Celene, nesse caso vou discordar um pouco de você. Não só porque sou baiana, risos. Sem duvida ser intruso em algum lugar é muito dificil (e olha que ja fui e sou intrusa em muitos lugares). É que Nelson Motta escreveu um livro de não ficção –Moro faz ficção– sobre a juventude de Glauber. Não sobre a vida, mas precisamente a juventude. E os que se indignaram foram os amigos com quem ele conviveu no período. Acho que é uma situação um pouco diferente.
Ao ler sua ótima entrevista me ocorreu uma “epifania”: como é cristalizada a visão que temos das coisas de nosso próprio quintal.
Ayde, que bom que gostou. Vou fazer um segundo post em breve para desdobrar o tema “O queijo e a goiabada: Dom Pedro I e suas representações no Brasil e além mar”. Ó. Até parece nome de dissertação 🙂
Oi Josélia, acho muito estranho essa critica do Laurentino Gomes.Numa entrevista,não lembro p/ qual revista, ele deu uma boa ironizada nos historiadores que criticavam sua obra.Se Javier Moro deixa claro que é um”romance histórico”as liberdades tomadas sõa perdoáveis, mesmo o perfil discutível que ele faz de D Pedro I. Agora, resta saber, se ele faz boa literatura.
Célio, vou voltar a esse tema muitas outras vezes. Sou jornalista, mas desde 2003 faço parte do programa de pós graduação do departamento de história da USP. Ingressei oficialmente em 2005 como aluna de mestrado, já concluído. Estou agora num doutorado, que tenho de terminar num prazo de dois anos. Vi polêmicas assim surgirem várias vezes, e há várias nuances, muita gente séria que briga com ou sem razão, por questões importantes ou bobas.
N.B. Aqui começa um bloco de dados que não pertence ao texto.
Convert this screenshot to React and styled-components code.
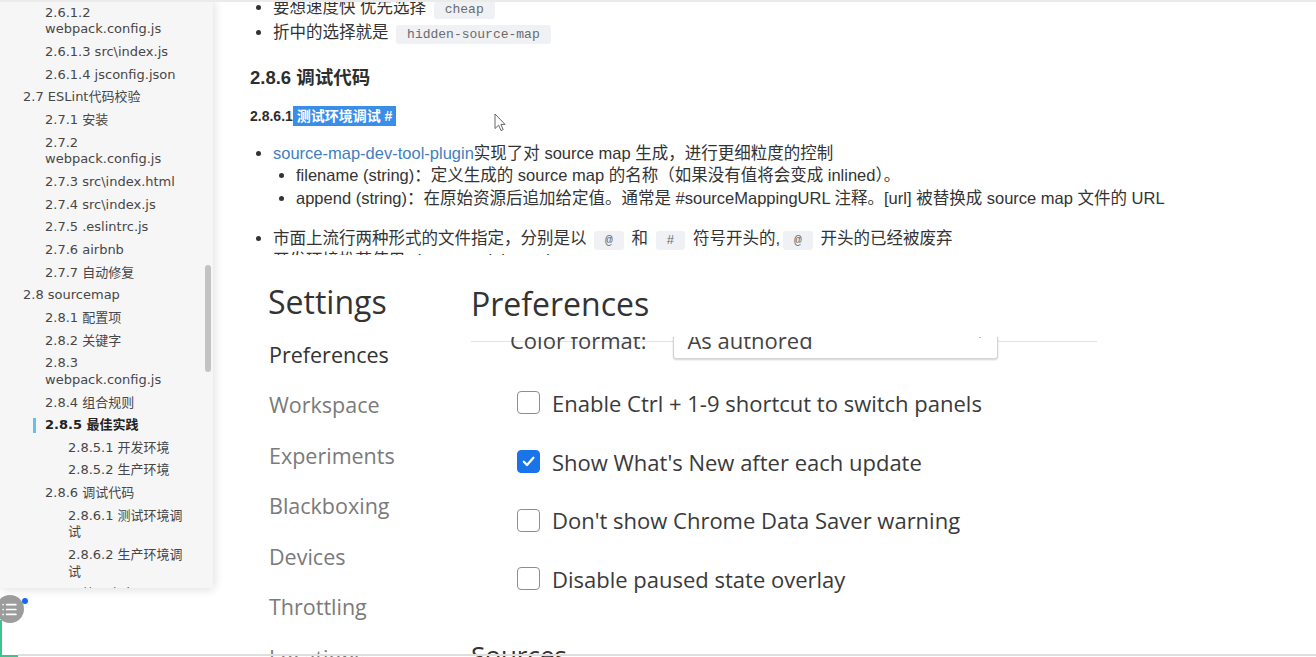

O que acho e sempre acharei mais grave é a ideia de que a história é uma só, única. Ninguem em nenhum tempo fez ou poderá fazer uma história única, “verdadeira”. Esse é aliás um pensamento bastante perigoso.
Cara Josélia, vc tem razão. O assunto é amplo demais. Agora, de cabeça, lembro de dois livros muito importantes escritos por jornalistas: A Revolta da Chibata de Edmar Morel e Combate nas Trevas de Jaco Gorender, não tenho certeza se o Gorender era jornalista, mas ele era um historiador auto didata excelente. Ah e obrigado pelo post, é bom demais acompanhar seu blog.
Ótima e reveladora entrevista. É muito bom ver o autor falar da gênese de sua obra.